To do this, they need the legendary skills of the safe cracker César le Milanais (played by director Jules Dassin under the alias Perlo Vita) of whom it’s said that “there’s not a safe that can resist César, or a woman that César can resist,” a knowing forewarning to the audience that playing with film noir’s seductive women is a dangerous game on both sides. Tony’s discovery that Mado left him for a succession of different men when he went to prison has a violent outcome, and she flees in fear for her life. At the night club owned by Mado’s lover, César hooks up with the sultry Viviane, who sings the film’s theme song, ‘Le Rififi’, against a dramatic backdrop of the silhouetted figures of a gangster and his moll, miming attitudes of seduction and violence. The criminal world of Rififi, she explains, means trouble and danger, but also holds an irresistible attraction.

Following the complicated undercurrents of relations in the night club, the subsequent heist scene has a sense of clear purpose and camaraderie, illustrating the understanding, patience and almost artisanal quality of the criminals when working together on a job. The planning, knowledge and skill of Tony’s people is clearly second to none, but will this be enough to overcome all possible obstacles and mishaps that could jeopardise the heist and their own lives?


As with any film in the noir genre, Rififi allows its audience to dabble vicariously in the darkness of its criminal world, both in the shady shabbiness of Paris’ seedier arrondissements, and in the tight lipped and perilous alliances of its characters. In a world where women are both victims and betrayers, and the tenuous status quo depends upon selfless observance of a code of loyalty and silence, the characters’ cards are marked. Loss, violence and death will surely be the consequence for some.

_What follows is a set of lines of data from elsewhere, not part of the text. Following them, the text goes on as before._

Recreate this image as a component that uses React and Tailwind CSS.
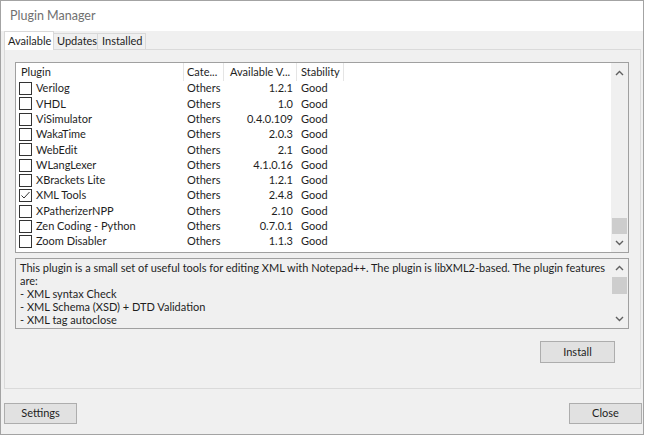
import React from 'react';

const plugins = [
  { name: 'Verilog', version: '1.2.1' },
  { name: 'VHDL', version: '1.0' },
  { name: 'ViSimulator', version: '0.4.0.109' },
  { name: 'WakaTime', version: '2.0.3' },
  { name: 'WebEdit', version: '2.1' },
  { name: 'WLangLexer', version: '4.1.0.16' },
  { name: 'XBrackets Lite', version: '1.2.1' },
  { name: 'XML Tools', version: '2.4.8', checked: true },
  { name: 'XPatherizerNPP', version: '2.10' },
  { name: 'Zen Coding - Python', version: '0.7.0.1' },
  { name: 'Zoom Disabler', version: '1.1.3' },
];

const description = [
  'This plugin is a small set of useful tools for editing XML with Notepad++. The plugin is libXML2-based. The plugin features',
  'are:',
  '- XML syntax Check',
  '- XML Schema (XSD) + DTD Validation',
  '- XML tag autoclose',
];

function Chevron({ up }) {
  return (
    <svg width="9" height="6" viewBox="0 0 9 6">
      <polyline
        points={up ? '1,5 4.5,1.5 8,5' : '1,1 4.5,4.5 8,1'}
        fill="none"
        stroke="#606060"
        strokeWidth="1.4"
      />
    </svg>
  );
}

function Checkbox({ checked }) {
  return (
    <div className="w-[13px] h-[13px] border border-[#333333] bg-white flex items-center justify-center shrink-0">
      {checked && (
        <svg width="11" height="11" viewBox="0 0 11 11">
          <polyline points="1.5,5.5 4,8 9.5,2" fill="none" stroke="#333333" strokeWidth="1" />
        </svg>
      )}
    </div>
  );
}

function Button({ children, className = '' }) {
  return (
    <button type="button" className={`bg-[#e1e1e1] border border-[#adadad] text-[#1e1e1e] text-[11px] flex items-center justify-center ${className}`}>
      {children}
    </button>
  );
}

export default function App() {
  return (
    <div className="w-[648px] h-[437px] bg-white font-['Lato','Noto_Sans',sans-serif] text-[11px] text-[#1e1e1e]">
      <div className="w-[644px] h-[435px] border border-[#a3a3a3] flex flex-col">
        {/* title bar */}
        <div className="h-[30px] bg-white flex items-center pl-[9px] text-[12.5px] text-[#707070]">
          Plugin Manager
        </div>

        <div className="flex-1 bg-[#f0f0f0] flex flex-col">
          {/* tabs */}
          <div className="h-[18px] flex items-end pl-[3px] relative z-10 whitespace-nowrap">
            <div className="h-[19px] -mb-[1px] pl-[3px] w-[50px] bg-white border border-b-0 border-[#d9d9d9] flex items-center">
              Available
            </div>
            <div className="h-[16px] w-[44px] border border-b-0 border-l-0 border-[#d9d9d9] flex items-center pl-[3px]">
              Updates
            </div>
            <div className="h-[16px] w-[48px] border border-b-0 border-l-0 border-[#d9d9d9] flex items-center pl-[4px]">
              Installed
            </div>
          </div>

          {/* tab panel */}
          <div className="ml-[3px] w-[637px] h-[340px] border border-[#dadada] flex flex-col">
            {/* plugin list */}
            <div className="mt-[12px] ml-[10px] w-[614px] h-[191px] border border-[#a0a0a0] bg-white flex">
              <div className="flex-1 flex flex-col">
                <div className="h-[18px] flex items-center shrink-0 whitespace-nowrap">
                  <div className="w-[168px] h-full border-r border-[#e5e5e5] pl-[5px] flex items-center">Plugin</div>
                  <div className="w-[40px] h-full border-r border-[#e5e5e5] pl-[3px] flex items-center overflow-hidden">Cate...</div>
                  <div className="w-[73px] h-full border-r border-[#e5e5e5] pl-[6px] flex items-center overflow-hidden">Available V...</div>
                  <div className="w-[47px] h-full border-r border-[#e5e5e5] pl-[4px] flex items-center">Stability</div>
                </div>
                {plugins.map((p) => (
                  <div key={p.name} className="h-[15.3px] flex items-center shrink-0 whitespace-nowrap">
                    <div className="w-[168px] pl-[3px] flex items-center gap-[4px]">
                      <Checkbox checked={p.checked} />
                      <span>{p.name}</span>
                    </div>
                    <div className="w-[40px] pl-[3px]">Others</div>
                    <div className="w-[73px] pr-[4px] text-right">{p.version}</div>
                    <div className="w-[47px] pl-[4px]">Good</div>
                  </div>
                ))}
              </div>
              <div className="w-[17px] bg-[#f0f0f0] flex flex-col items-center">
                <div className="h-[19px] flex items-center justify-center"><Chevron up /></div>
                <div className="flex-1" />
                <div className="w-[15px] h-[16px] bg-[#cdcdcd]" />
                <div className="h-[18px] flex items-center justify-center"><Chevron /></div>
              </div>
            </div>

            {/* description */}
            <div className="mt-[5px] ml-[10px] w-[614px] h-[71px] border border-[#a0a0a0] flex">
              <div className="flex-1 pl-[4px] pt-[2px] leading-[13px] overflow-hidden">
                {description.map((line) => (
                  <div key={line} className="whitespace-nowrap">{line}</div>
                ))}
              </div>
              <div className="w-[17px] flex flex-col items-center">
                <div className="h-[18px] flex items-center justify-center"><Chevron up /></div>
                <div className="w-[15px] h-[17px] bg-[#cdcdcd]" />
                <div className="flex-1" />
                <div className="h-[18px] flex items-center justify-center"><Chevron /></div>
              </div>
            </div>

            <div className="mt-[12px] flex justify-end pr-[25px]">
              <Button className="w-[75px] h-[22px]">Install</Button>
            </div>
          </div>

          {/* bottom buttons */}
          <div className="mt-[14px] flex justify-between pl-[3px] pr-[1px]">
            <Button className="w-[73px] h-[21px]">Settings</Button>
            <Button className="w-[73px] h-[21px]">Close</Button>
          </div>
        </div>
      </div>
    </div>
  );
}
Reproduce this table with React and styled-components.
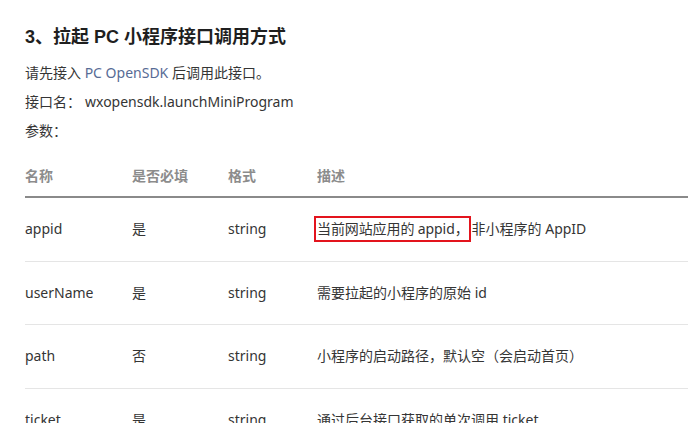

Despite the sense of inevitable failure, there is an irresistible inclination, watching with heart in mouth, to want the criminals to succeed. This tension builds throughout the iconic heist scene, which Dassin extended from a short episode in Le Breton’s book to a twenty minute sequence without music or dialogue, in which Tony, Jo, César and Mario communicate only by eye contact and gesture. In this scene, their individuality becomes subsumed in the professionalism and dignity of their work. The dandyish César, dressed in evening wear, becomes quiet and purposeful. The foolishly demonstrative Mario becomes sober and restrained. Lumbering Jo displays a delicate hesitancy in his work, and the hangdog face of Tony presides over all, lending a gravitas to their undertaking. The silence allows attention to focus on the finely choreographed sequence of actions.

With little room in the criminals’ world for effusiveness and exposition, the characters are fairly sketchily drawn but the skill of the acting, dialogue and action makes them believable and engaging. Tony and César are enigmatic, but their underlying air of authority and violence indicates unrevealed layers of complexity. Servais’ Tony has an air of beaten resignation tempered by unshakeable conviction that the underworld’s code of loyalty must prevail. The incompleteness of Tony’s story, hinted at here and there, makes him all the more intriguing. The characters of Jo and Mario are more fleshed out, as we see Jo in domestic scenes with his wife and young son, and Mario flirting playfully with his girlfriend. The added emotional context makes the grim consequences of the criminals’ actions more explicit. There’s an air of desperate abandon to the brilliantly shot final scene which dramatically punches home the sense of loss that is Rififi’s inevitable outcome.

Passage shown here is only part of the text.